Les proches, les vrais amis, même ceux qui viennent de cultures différentes de la notre, même ceux qui ne croient pas en notre Dieu, mais qui nous aiment vraiment, ont pour nous une grâce de type prophétique. Ils peuvent nous parler, ils nous parlent, au nom de Dieu ; et si nous les écoutons, ils nous aident beaucoup à accomplir notre mission. C’est pourquoi les communautés sans autre regard que leur vision ‘du dedans’, sont rarement des lieux de salut.
La présence de ce regard extérieur qu’est l’amour naturel permet au ‘prophète’ de faire l’expérience de la réciprocité entre égaux, laquelle peut lui manquer et souvent lui manque avec les membres de la communauté qu’il guide. Un parent, une épouse, un beau-père lui permettent de croiser les yeux ‘entre égaux’, ce qui, pour la Genèse, est la loi fondamentale de l’humain (2, 18). Le prophète, c’est d’abord Adam, puis Moïse. Même les plus grands prophètes ont besoin de vivre en fils, obéissant à quelqu’un qui, avec une autre autorité, peut lui donner des conseils efficaces. Les prophètes aussi doivent obéir aux hommes.
"Maintenant écoute-moi – ajoute Jéthro – choisis-toi parmi tout le peuple des hommes capables, craignant Dieu, sûrs, incorruptibles, et établis-les sur eux comme chefs de milliers, chefs de centaines, chefs de cinquantaines et chefs de dizaines". Moïse "fit tout ce qu’il lui avait dit" (18, 21.24).

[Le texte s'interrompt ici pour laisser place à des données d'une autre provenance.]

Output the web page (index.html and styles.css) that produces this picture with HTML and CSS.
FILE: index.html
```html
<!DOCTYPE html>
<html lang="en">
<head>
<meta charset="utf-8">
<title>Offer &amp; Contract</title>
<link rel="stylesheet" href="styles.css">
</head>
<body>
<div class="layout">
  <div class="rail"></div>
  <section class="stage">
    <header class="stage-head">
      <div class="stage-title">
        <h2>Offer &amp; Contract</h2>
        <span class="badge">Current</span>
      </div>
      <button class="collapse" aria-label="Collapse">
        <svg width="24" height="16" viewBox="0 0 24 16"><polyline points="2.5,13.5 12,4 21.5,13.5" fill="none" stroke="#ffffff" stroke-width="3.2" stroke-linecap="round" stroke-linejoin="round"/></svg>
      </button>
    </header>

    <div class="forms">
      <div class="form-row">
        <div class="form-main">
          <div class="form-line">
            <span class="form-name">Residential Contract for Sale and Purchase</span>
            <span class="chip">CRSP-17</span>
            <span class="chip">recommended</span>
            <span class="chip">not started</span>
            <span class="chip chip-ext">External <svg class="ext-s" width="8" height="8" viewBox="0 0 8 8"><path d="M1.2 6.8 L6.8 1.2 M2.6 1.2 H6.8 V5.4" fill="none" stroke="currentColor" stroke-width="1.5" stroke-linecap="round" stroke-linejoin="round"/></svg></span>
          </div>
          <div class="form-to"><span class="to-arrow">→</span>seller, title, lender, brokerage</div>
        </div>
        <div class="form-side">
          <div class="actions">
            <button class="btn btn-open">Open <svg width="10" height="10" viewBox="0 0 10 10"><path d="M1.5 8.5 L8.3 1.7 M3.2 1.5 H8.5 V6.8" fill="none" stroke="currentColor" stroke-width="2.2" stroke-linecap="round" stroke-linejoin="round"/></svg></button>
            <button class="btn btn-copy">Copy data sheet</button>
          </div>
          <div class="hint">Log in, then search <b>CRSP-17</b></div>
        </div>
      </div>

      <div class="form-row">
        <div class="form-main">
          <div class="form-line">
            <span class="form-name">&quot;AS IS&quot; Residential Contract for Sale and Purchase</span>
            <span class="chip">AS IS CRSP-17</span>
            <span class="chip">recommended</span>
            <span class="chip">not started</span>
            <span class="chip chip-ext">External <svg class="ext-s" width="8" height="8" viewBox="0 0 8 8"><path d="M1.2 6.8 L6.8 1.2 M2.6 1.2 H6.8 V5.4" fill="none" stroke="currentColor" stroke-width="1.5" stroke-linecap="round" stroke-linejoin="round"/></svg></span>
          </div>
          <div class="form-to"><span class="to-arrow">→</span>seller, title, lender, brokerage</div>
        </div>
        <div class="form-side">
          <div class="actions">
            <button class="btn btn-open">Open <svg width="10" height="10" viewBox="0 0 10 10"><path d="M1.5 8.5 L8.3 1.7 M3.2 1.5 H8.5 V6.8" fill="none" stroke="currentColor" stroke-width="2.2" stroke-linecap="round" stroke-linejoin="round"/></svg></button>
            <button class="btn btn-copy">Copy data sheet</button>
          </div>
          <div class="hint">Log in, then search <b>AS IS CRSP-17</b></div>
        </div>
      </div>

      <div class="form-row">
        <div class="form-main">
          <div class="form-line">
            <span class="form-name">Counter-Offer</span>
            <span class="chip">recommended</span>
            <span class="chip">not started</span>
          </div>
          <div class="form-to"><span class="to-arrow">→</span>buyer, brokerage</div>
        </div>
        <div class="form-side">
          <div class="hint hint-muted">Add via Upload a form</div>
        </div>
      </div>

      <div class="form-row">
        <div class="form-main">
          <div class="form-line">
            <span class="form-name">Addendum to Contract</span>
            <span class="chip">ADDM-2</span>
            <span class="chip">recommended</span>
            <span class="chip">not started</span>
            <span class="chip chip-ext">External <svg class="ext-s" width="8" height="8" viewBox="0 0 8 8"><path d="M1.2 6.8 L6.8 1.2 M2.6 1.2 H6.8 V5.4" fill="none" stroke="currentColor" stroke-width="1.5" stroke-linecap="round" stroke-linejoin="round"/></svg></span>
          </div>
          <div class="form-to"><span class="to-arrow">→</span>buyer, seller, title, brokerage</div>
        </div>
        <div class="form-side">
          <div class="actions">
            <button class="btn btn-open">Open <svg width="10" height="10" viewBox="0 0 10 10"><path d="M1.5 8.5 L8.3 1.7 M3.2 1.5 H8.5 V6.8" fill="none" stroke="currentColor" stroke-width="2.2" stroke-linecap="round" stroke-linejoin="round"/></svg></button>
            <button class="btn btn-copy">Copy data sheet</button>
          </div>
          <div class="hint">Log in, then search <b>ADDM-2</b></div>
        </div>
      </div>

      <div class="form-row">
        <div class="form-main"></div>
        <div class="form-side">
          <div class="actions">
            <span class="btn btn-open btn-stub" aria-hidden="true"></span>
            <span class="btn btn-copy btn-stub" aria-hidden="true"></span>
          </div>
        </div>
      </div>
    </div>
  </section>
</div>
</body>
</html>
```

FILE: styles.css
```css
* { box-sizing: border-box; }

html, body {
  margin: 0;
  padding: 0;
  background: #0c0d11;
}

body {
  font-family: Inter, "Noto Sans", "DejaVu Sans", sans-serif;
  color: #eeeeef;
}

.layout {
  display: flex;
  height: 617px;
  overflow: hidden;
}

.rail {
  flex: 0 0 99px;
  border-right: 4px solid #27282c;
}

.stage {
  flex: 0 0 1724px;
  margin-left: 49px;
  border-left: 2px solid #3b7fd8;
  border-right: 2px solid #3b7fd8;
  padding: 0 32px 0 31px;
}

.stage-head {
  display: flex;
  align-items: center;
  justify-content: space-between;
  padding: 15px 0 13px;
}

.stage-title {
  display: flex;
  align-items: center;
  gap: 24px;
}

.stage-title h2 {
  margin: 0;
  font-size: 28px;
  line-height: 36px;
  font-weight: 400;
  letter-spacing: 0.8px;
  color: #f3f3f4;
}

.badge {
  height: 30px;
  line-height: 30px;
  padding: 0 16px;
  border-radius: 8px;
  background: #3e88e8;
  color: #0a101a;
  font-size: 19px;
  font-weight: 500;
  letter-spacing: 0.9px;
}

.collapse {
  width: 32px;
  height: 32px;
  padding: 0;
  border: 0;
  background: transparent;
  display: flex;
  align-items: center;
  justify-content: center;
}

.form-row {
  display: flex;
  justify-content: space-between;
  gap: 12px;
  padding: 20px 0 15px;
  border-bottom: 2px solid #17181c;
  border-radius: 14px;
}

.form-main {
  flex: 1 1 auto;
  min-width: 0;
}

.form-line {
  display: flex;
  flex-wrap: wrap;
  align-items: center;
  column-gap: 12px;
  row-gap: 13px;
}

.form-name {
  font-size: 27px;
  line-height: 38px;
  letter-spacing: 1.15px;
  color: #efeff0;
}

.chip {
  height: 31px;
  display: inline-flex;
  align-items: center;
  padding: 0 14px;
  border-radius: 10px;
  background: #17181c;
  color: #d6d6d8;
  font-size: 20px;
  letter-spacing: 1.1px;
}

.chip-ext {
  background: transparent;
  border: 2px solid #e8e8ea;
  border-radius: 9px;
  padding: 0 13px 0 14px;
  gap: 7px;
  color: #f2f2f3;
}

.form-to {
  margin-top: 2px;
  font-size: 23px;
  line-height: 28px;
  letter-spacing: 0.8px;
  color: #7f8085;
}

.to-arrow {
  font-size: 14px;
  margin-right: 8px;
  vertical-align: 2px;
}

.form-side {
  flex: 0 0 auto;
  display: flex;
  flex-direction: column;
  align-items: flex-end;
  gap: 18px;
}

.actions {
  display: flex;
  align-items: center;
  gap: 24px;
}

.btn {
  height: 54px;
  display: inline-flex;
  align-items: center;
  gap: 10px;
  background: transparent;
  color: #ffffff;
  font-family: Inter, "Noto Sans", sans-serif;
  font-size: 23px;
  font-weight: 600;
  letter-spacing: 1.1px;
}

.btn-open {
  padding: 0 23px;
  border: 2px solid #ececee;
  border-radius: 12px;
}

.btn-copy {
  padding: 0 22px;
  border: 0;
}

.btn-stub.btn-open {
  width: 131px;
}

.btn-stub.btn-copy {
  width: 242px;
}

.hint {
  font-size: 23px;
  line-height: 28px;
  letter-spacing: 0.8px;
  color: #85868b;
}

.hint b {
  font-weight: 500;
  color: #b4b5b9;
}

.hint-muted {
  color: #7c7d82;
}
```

Puis Jéthro "reprit le chemin de son pays" (18, 27). Et Çippora retourne sur la toile de fond de la Bible. C’est le propre de la fonction et de la grâce des proches et des amis des prophètes de comprendre quand vient le moment de repartir. Mais avant, par leur passage, ils ont pu les regarder d’une autre manière, et les aider à mener à terme leur mission.